As reported in the Oct. 2 Nature, Aalto’s international team collected 276 cores, 65 to 160 centimeters deep, at transect distances of 50 to 3,000 meters from the channels, predominantly from the higher, more mature floodplains. In studying the lead-210 isotopic activity profiles of a subset of cores, they developed a flexible new methodology for floodplain geochronology. The geologists found that the sediment stratigraphy is dominated by 20- to 80-centimeter thick discrete sediment packages. They eventually started seeing similar signals in cores across the floodplains, Aalto says. The isotopic profiles suggested system-wide recurrence intervals of eight years, with complete voids in time between each thick sediment layer.

That the stratigraphic record is missing substantial chunks of time is not a new idea, says Chris Paola, a geologist at the University of Minnesota, who wrote an accompanying comment in Nature. “It’s as if you remembered only one year of each decade, and of that year, only one of every 10 days, and so on. The stop-and-go nature of sedimentation leads to pervasive discontinuity. But no one knows why.”

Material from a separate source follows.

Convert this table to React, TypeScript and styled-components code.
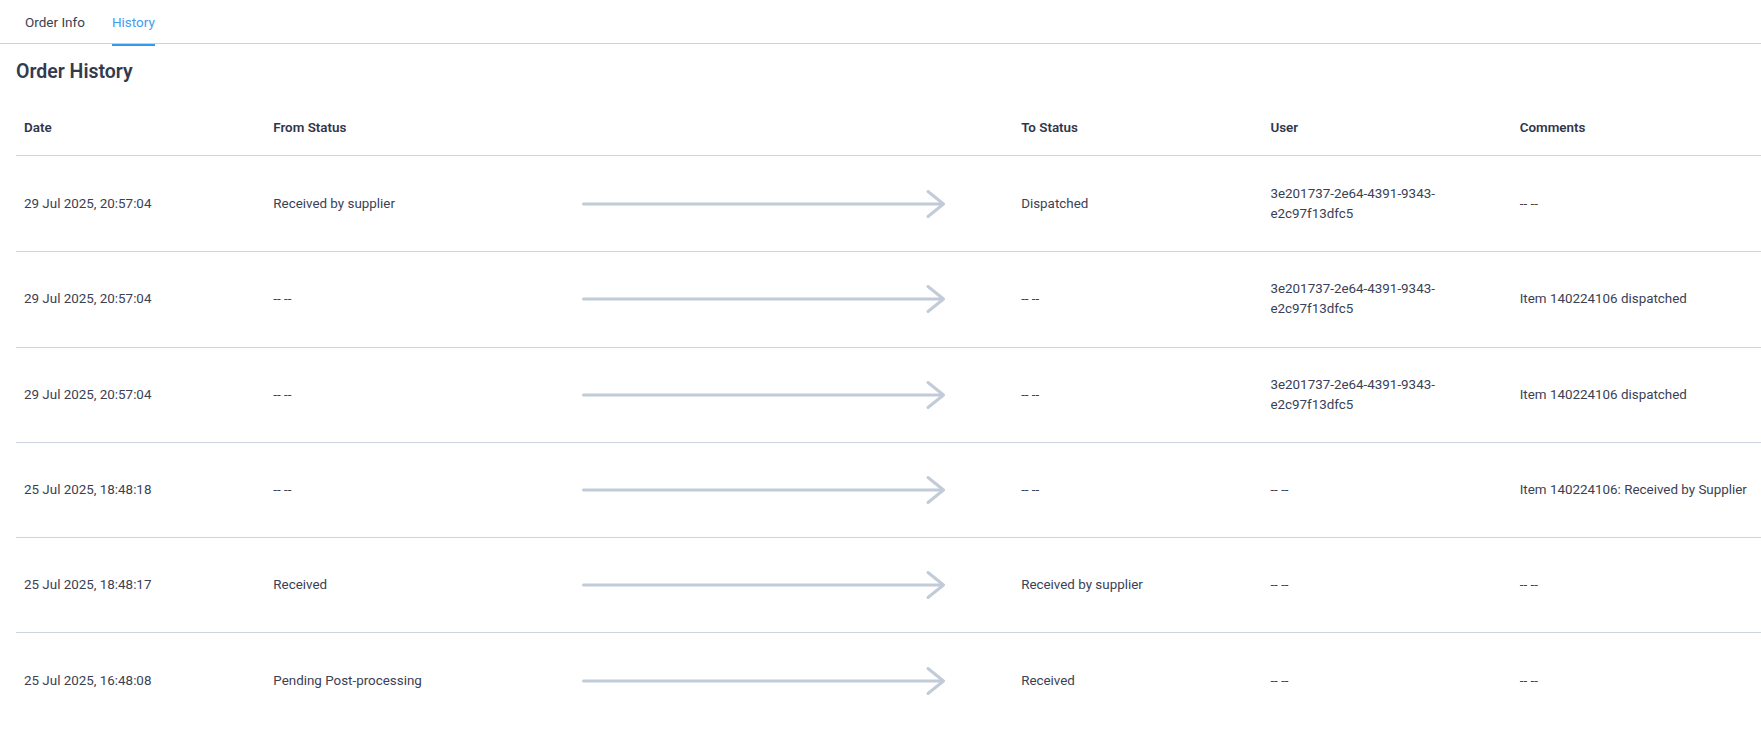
import React from "react";
import styled, { createGlobalStyle } from "styled-components";

const GlobalStyle = createGlobalStyle`
  * { box-sizing: border-box; }
  html, body { margin: 0; padding: 0; background: #ffffff; }
  body {
    font-family: Roboto, "Noto Sans", "Liberation Sans", sans-serif;
    color: #3b4154;
    -webkit-font-smoothing: antialiased;
  }
`;

const Page = styled.div`
  width: 1761px;
  background: #ffffff;
`;

const TabBar = styled.nav`
  display: flex;
  gap: 27px;
  height: 44px;
  padding-left: 25px;
  border-bottom: 1px solid #c9d1db;
`;

const Tab = styled.button<{ $active?: boolean }>`
  all: unset;
  display: flex;
  align-items: center;
  height: 43px;
  padding-bottom: 1px;
  font-family: Roboto, "Noto Sans", sans-serif;
  font-size: 13.5px;
  color: ${(p) => (p.$active ? "#3d9ef2" : "#3a3f50")};
  cursor: pointer;
  border-bottom: 2px solid ${(p) => (p.$active ? "#2f9bf0" : "transparent")};
`;

const Content = styled.section`
  padding: 16px 0 0 16px;
`;

const Title = styled.h2`
  margin: 0 0 16px 0;
  font-size: 19.5px;
  line-height: 24px;
  font-weight: 600;
  color: #343a4e;
`;

const Row = styled.div<{ $h: number }>`
  display: grid;
  grid-template-columns: repeat(7, 1fr);
  align-items: center;
  height: ${(p) => p.$h}px;
  border-bottom: 1px solid #cdd4de;
  &:last-child { border-bottom: none; }
`;

const HeadCell = styled.div<{ $span?: number }>`
  grid-column: span ${(p) => p.$span ?? 1};
  padding: 0 8px;
  font-size: 13.4px;
  font-weight: 600;
  color: #30364a;
`;

const Cell = styled.div`
  padding: 0 8px;
  font-size: 13.4px;
  line-height: 20px;
  color: #3b4154;
  overflow-wrap: break-word;
`;

const ArrowCell = styled.div`
  grid-column: span 2;
  display: flex;
  justify-content: center;
  align-items: center;
`;

const Arrow = () => (
  <svg width="364" height="30" viewBox="0 0 364 30" fill="none">
    <line x1="1.5" y1="15" x2="361" y2="15" stroke="#c2cbd8" strokeWidth="3" strokeLinecap="round" />
    <polyline points="346,2.5 361.5,15 346,27.5" stroke="#c2cbd8" strokeWidth="3" strokeLinecap="round" strokeLinejoin="round" />
  </svg>
);

type Entry = { date: string; from: string; to: string; user: string; comment: string };

const EMPTY = "-- --";
const USER = "3e201737-2e64-4391-9343-e2c97f13dfc5";

const entries: Entry[] = [
  { date: "29 Jul 2025, 20:57:04", from: "Received by supplier", to: "Dispatched", user: USER, comment: EMPTY },
  { date: "29 Jul 2025, 20:57:04", from: EMPTY, to: EMPTY, user: USER, comment: "Item 140224106 dispatched" },
  { date: "29 Jul 2025, 20:57:04", from: EMPTY, to: EMPTY, user: USER, comment: "Item 140224106 dispatched" },
  { date: "25 Jul 2025, 18:48:18", from: EMPTY, to: EMPTY, user: EMPTY, comment: "Item 140224106: Received by Supplier" },
  { date: "25 Jul 2025, 18:48:17", from: "Received", to: "Received by supplier", user: EMPTY, comment: EMPTY },
  { date: "25 Jul 2025, 16:48:08", from: "Pending Post-processing", to: "Received", user: EMPTY, comment: EMPTY },
];

const rowHeights = [96, 95.5, 95, 95.5, 95.25, 95.25];

export default function App() {
  return (
    <Page>
      <GlobalStyle />
      <TabBar>
        <Tab>Order Info</Tab>
        <Tab $active>History</Tab>
      </TabBar>
      <Content>
        <Title>Order History</Title>
        <div>
          <Row $h={56}>
            <HeadCell>Date</HeadCell>
            <HeadCell>From Status</HeadCell>
            <HeadCell $span={2} />
            <HeadCell>To Status</HeadCell>
            <HeadCell>User</HeadCell>
            <HeadCell>Comments</HeadCell>
          </Row>
          {entries.map((e, i) => (
            <Row key={i} $h={rowHeights[i]}>
              <Cell>{e.date}</Cell>
              <Cell>{e.from}</Cell>
              <ArrowCell>
                <Arrow />
              </ArrowCell>
              <Cell>{e.to}</Cell>
              <Cell>{e.user}</Cell>
              <Cell>{e.comment}</Cell>
            </Row>
          ))}
        </div>
      </Content>
    </Page>
  );
}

To solve this temporal mystery, Aalto’s team turned to ocean temperature and stream flow records. They linked the floodplain depositional layers to rapidly rising floods that occur during La Niña events in Bolivia. Rather than corresponding to annual flooding events in the rainforests, each large sediment influx corresponded to a La Niña event in the historic record, according to the research, funded by the National Science Foundation and NASA.

La Niña — the cold phase of the El Niño/Southern Oscillation cycle (ENSO) — drops excessive amounts of rain on the Andes roughly every eight years. When those heavy rains hit, they trigger great floods that wash vast amounts of sediment out of the mountains and into a huge foreland basin.

Geologists Tom Dunne and Pascal Fraizy stand along the Mamoré in Bolivia. The cut-bank in the background shows the side of the river where the geologists took the majority of their samples in studying floodplain deposition.

During annual flooding events, water collects and rises on the floodplain as fast as in the river channel. The sediment-free water that pools on the floodplain — often described as “black water” — provides a balancing pressure that pushes back on the channel water, so the channel water and its sediment load stay within the channel. The prevalence of such black water thus inhibits diffuse or local over-bank transport of sediment, or crevasse formation, and subsequent sediment deposition in non-La Niña years.

Only a rapidly rising flood can engender the critical elevation differential between water in the channel and in the floodplain required to form crevasses, Aalto says. The large, rapid-rise floods triggered by ENSO form crevasse splays that account for these episodic depository layers. During La Niña events in Bolivia, storm rainfall is significantly heavier in the mountains than on the floodplain, so the water in the river channel rises much faster than water on the floodplain.

The notion that the controlling variable for floodplain deposition is the speed of the rising flood rather than its size is a new and different explanation for this phenomenon, Paola says. “Aalto and colleagues connect floodplain sedimentation and buildup to the ENSO cycle in a way that has never been done before.” That connection, he says, has ramifications for the creation of floodplains and then the subsequent storage of sediments worldwide.

Aalto believes that the processes guiding the Beni and Mamoré might be part of the general mechanics of large river systems. Unfortunately, he says, of the hundreds of large river systems worldwide, only a handful still function naturally. Aalto wants to better understand how rivers behave in natural conditions and to apply the lessons learned to the management and restoration of anthropogenically disturbed large river systems such as the Mississippi, the Missouri and the Sacramento.

Geologists, he says, need to study the science behind continental-scale river systems, as they are natural distributors of most everything across continents.